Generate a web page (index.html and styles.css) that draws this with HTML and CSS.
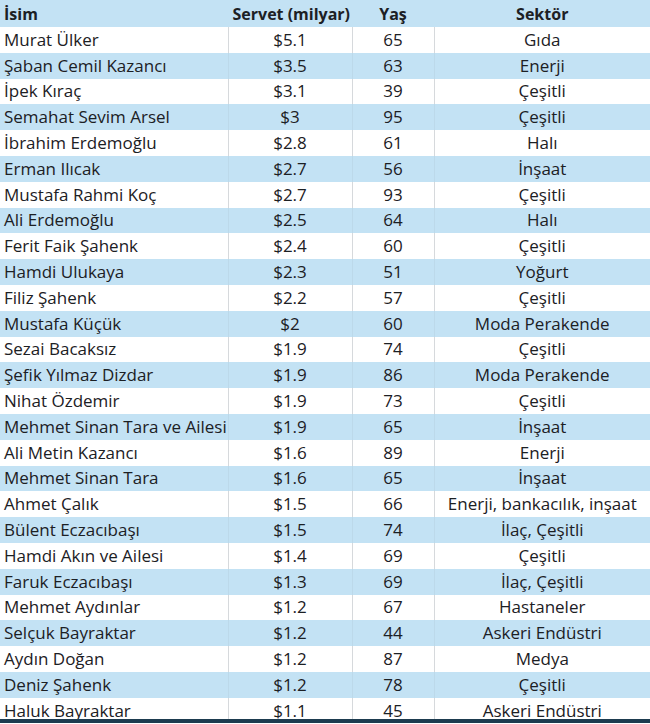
FILE: index.html
```html
<!DOCTYPE html>
<html lang="tr">
<head>
<meta charset="utf-8">
<link rel="stylesheet" href="styles.css">
</head>
<body>
<div class="frame">
<table class="sheet">
<colgroup><col class="c1"><col class="c2"><col class="c3"><col class="c4"></colgroup>
<thead>
<tr><th class="name">İsim</th><th>Servet (milyar)</th><th>Yaş</th><th>Sektör</th></tr>
</thead>
<tbody>
<tr><td class="name">Murat Ülker</td><td>$5.1</td><td>65</td><td>Gıda</td></tr>
<tr><td class="name">Şaban Cemil Kazancı</td><td>$3.5</td><td>63</td><td>Enerji</td></tr>
<tr><td class="name">İpek Kıraç</td><td>$3.1</td><td>39</td><td>Çeşitli</td></tr>
<tr><td class="name">Semahat Sevim Arsel</td><td>$3</td><td>95</td><td>Çeşitli</td></tr>
<tr><td class="name">İbrahim Erdemoğlu</td><td>$2.8</td><td>61</td><td>Halı</td></tr>
<tr><td class="name">Erman Ilıcak</td><td>$2.7</td><td>56</td><td>İnşaat</td></tr>
<tr><td class="name">Mustafa Rahmi Koç</td><td>$2.7</td><td>93</td><td>Çeşitli</td></tr>
<tr><td class="name">Ali Erdemoğlu</td><td>$2.5</td><td>64</td><td>Halı</td></tr>
<tr><td class="name">Ferit Faik Şahenk</td><td>$2.4</td><td>60</td><td>Çeşitli</td></tr>
<tr><td class="name">Hamdi Ulukaya</td><td>$2.3</td><td>51</td><td>Yoğurt</td></tr>
<tr><td class="name">Filiz Şahenk</td><td>$2.2</td><td>57</td><td>Çeşitli</td></tr>
<tr><td class="name">Mustafa Küçük</td><td>$2</td><td>60</td><td>Moda Perakende</td></tr>
<tr><td class="name">Sezai Bacaksız</td><td>$1.9</td><td>74</td><td>Çeşitli</td></tr>
<tr><td class="name">Şefik Yılmaz Dizdar</td><td>$1.9</td><td>86</td><td>Moda Perakende</td></tr>
<tr><td class="name">Nihat Özdemir</td><td>$1.9</td><td>73</td><td>Çeşitli</td></tr>
<tr><td class="name">Mehmet Sinan Tara ve Ailesi</td><td>$1.9</td><td>65</td><td>İnşaat</td></tr>
<tr><td class="name">Ali Metin Kazancı</td><td>$1.6</td><td>89</td><td>Enerji</td></tr>
<tr><td class="name">Mehmet Sinan Tara</td><td>$1.6</td><td>65</td><td>İnşaat</td></tr>
<tr><td class="name">Ahmet Çalık</td><td>$1.5</td><td>66</td><td>Enerji, bankacılık, inşaat</td></tr>
<tr><td class="name">Bülent Eczacıbaşı</td><td>$1.5</td><td>74</td><td>İlaç, Çeşitli</td></tr>
<tr><td class="name">Hamdi Akın ve Ailesi</td><td>$1.4</td><td>69</td><td>Çeşitli</td></tr>
<tr><td class="name">Faruk Eczacıbaşı</td><td>$1.3</td><td>69</td><td>İlaç, Çeşitli</td></tr>
<tr><td class="name">Mehmet Aydınlar</td><td>$1.2</td><td>67</td><td>Hastaneler</td></tr>
<tr><td class="name">Selçuk Bayraktar</td><td>$1.2</td><td>44</td><td>Askeri Endüstri</td></tr>
<tr><td class="name">Aydın Doğan</td><td>$1.2</td><td>87</td><td>Medya</td></tr>
<tr><td class="name">Deniz Şahenk</td><td>$1.2</td><td>78</td><td>Çeşitli</td></tr>
<tr><td class="name">Haluk Bayraktar</td><td>$1.1</td><td>45</td><td>Askeri Endüstri</td></tr>
</tbody>
</table>
</div>
</body>
</html>
```
FILE: styles.css
```css
html, body {
  margin: 0;
  padding: 0;
  background: #ffffff;
}
.frame {
  width: 650px;
  height: 719px;
  overflow: hidden;
  border-bottom: 4px solid #1d3b4f;
}
.sheet {
  width: 650px;
  border-collapse: collapse;
  table-layout: fixed;
  font-family: "Open Sans", "Liberation Sans", sans-serif;
  font-size: 17px;
  color: #1c2024;
}
.c1 { width: 228px; }
.c2 { width: 124px; }
.c3 { width: 82px; }
.c4 { width: 216px; }
.sheet th, .sheet td {
  padding: 0 4px;
  line-height: 20px;
  text-align: center;
  white-space: nowrap;
  overflow: hidden;
  border-left: 1px solid #d6d9dc;
}
.sheet th:first-child, .sheet td:first-child {
  border-left: none;
}
.sheet th {
  height: 27px;
  font-weight: bold;
  font-size: 16px;
  background: #c3e2f4;
  border-left-color: #c3e2f4;
}
.sheet td {
  height: 25.8px;
}
.sheet .name {
  text-align: left;
}
.sheet tbody tr:nth-child(even) td {
  background: #c3e2f4;
  border-left-color: #bcd9ea;
}
```
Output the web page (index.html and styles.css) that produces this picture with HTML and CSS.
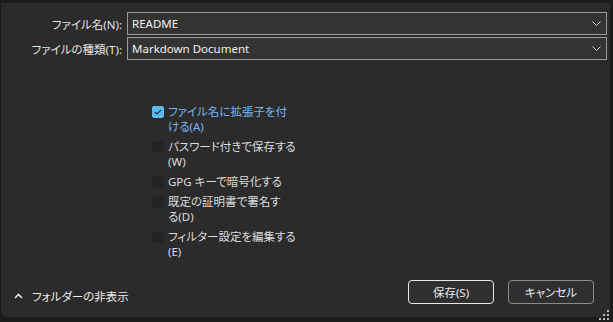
FILE: index.html
```html
<!DOCTYPE html>
<html lang="ja">
<head>
    <meta charset="UTF-8">
    <title>名前を付けて保存</title>
    <link rel="stylesheet" href="styles.css">
</head>
<body>

<div class="window">

    <!-- ファイル名と種類 -->
    <div class="fields">
        <label class="label">ファイル名(N):</label>
        <div class="combo">
            <span>README</span>
            <svg class="chev" width="9" height="5" viewBox="0 0 9 5"><path d="M0.5 0.5 L4.5 4.5 L8.5 0.5" fill="none" stroke="#cfcfcf" stroke-width="1"/></svg>
        </div>
        <label class="label">ファイルの種類(T):</label>
        <div class="combo">
            <span>Markdown Document</span>
            <svg class="chev" width="9" height="5" viewBox="0 0 9 5"><path d="M0.5 0.5 L4.5 4.5 L8.5 0.5" fill="none" stroke="#cfcfcf" stroke-width="1"/></svg>
        </div>
    </div>

    <!-- オプション -->
    <ul class="options">
        <li class="opt checked">
            <span class="box"><svg width="8" height="6" viewBox="0 0 8 6"><path d="M0.8 3 L3 5 L7.2 0.8" fill="none" stroke="#1b2a36" stroke-width="1.2"/></svg></span>
            <span class="text">ファイル名に拡張子を付
ける(A)</span>
        </li>
        <li class="opt">
            <span class="box"></span>
            <span class="text">パスワード付きで保存する
(W)</span>
        </li>
        <li class="opt">
            <span class="box"></span>
            <span class="text">GPG キーで暗号化する</span>
        </li>
        <li class="opt">
            <span class="box"></span>
            <span class="text">既定の証明書で署名す
る(D)</span>
        </li>
        <li class="opt">
            <span class="box"></span>
            <span class="text">フィルター設定を編集する
(E)</span>
        </li>
    </ul>

    <!-- 下部 -->
    <div class="footer">
        <div class="toggle">
            <svg width="9" height="6" viewBox="0 0 9 6"><path d="M1 5 L4.5 1.5 L8 5" fill="none" stroke="#e8e8e8" stroke-width="1.6"/></svg>
            <span>フォルダーの非表示</span>
        </div>
        <div class="buttons">
            <button class="btn default">保存(S)</button>
            <button class="btn">キャンセル</button>
        </div>
    </div>

    <svg class="grip" width="10" height="10" viewBox="0 0 10 10" fill="#bdbdbd">
        <rect x="8" y="0" width="2" height="2"/>
        <rect x="4" y="4" width="2" height="2"/><rect x="8" y="4" width="2" height="2"/>
        <rect x="0" y="8" width="2" height="2"/><rect x="4" y="8" width="2" height="2"/><rect x="8" y="8" width="2" height="2"/>
    </svg>
</div>

</body>
</html>
```

FILE: styles.css
```css
html, body {
    margin: 0;
    height: 100%;
}

body {
    background: #1c1c1f;
    color: #e4e4e4;
    font-family: "Noto Sans", "Noto Sans CJK JP", sans-serif;
    font-size: 11.5px;
    font-feature-settings: "palt";
    overflow: hidden;
}

.window {
    position: relative;
    box-sizing: border-box;
    margin: 3px 3px 0 1px;
    height: 314px;
    background: #2b2b2b;
    border-radius: 0 0 6px 6px;
    display: flex;
    flex-direction: column;
}

/* ファイル名 / 種類 */
.fields {
    display: grid;
    grid-template-columns: 121px 1fr;
    column-gap: 5px;
    row-gap: 2px;
    padding: 9px 3px 0 0;
    align-items: center;
}

.label {
    text-align: right;
    white-space: nowrap;
}

.combo {
    display: flex;
    align-items: center;
    justify-content: space-between;
    box-sizing: border-box;
    height: 23px;
    padding: 0 5px 0 4px;
    background: #333333;
    border: 1px solid #9a9a9a;
    color: #f0f0f0;
}

/* チェックボックス */
.options {
    list-style: none;
    margin: 44px 0 0 0;
    padding: 0 0 0 151px;
}

.opt {
    display: flex;
    align-items: flex-start;
    gap: 4px;
    margin-bottom: 5px;
    line-height: 15px;
}

.box {
    flex: none;
    box-sizing: border-box;
    width: 12px;
    height: 12px;
    margin-top: 2px;
    border-radius: 2px;
    background: #232323;
    border: 1px solid #262626;
    display: flex;
    align-items: center;
    justify-content: center;
}

.checked .box {
    background: #5cbaf3;
    border-color: #5cbaf3;
}

.text {
    white-space: pre-line;
    color: #dcdcdc;
}

.checked .text {
    color: #7ab4ef;
}

/* フッター */
.footer {
    margin-top: auto;
    display: flex;
    justify-content: space-between;
    align-items: flex-start;
    padding: 0 16px 13px 13px;
}

.toggle {
    display: flex;
    align-items: center;
    gap: 9px;
    margin-top: 8px;
    color: #ececec;
}

.buttons {
    display: flex;
    gap: 14px;
}

.btn {
    box-sizing: border-box;
    width: 86px;
    height: 24px;
    padding: 0;
    font: inherit;
    color: #ececec;
    background: #2f2f2f;
    border: 1px solid #8a8a8a;
    border-radius: 4px;
}

.btn.default {
    border-color: #e8e8e8;
}

.grip {
    position: absolute;
    right: 1px;
    bottom: -3px;
}
```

-------

WHAT THE TASK ASKS:
Filter the records above for lines containing the word "page", and copy those lines.

WRITTEN SOLUTION:
Generate a web page (index.html and styles.css) that draws this with HTML and CSS.
Output the web page (index.html and styles.css) that produces this picture with HTML and CSS.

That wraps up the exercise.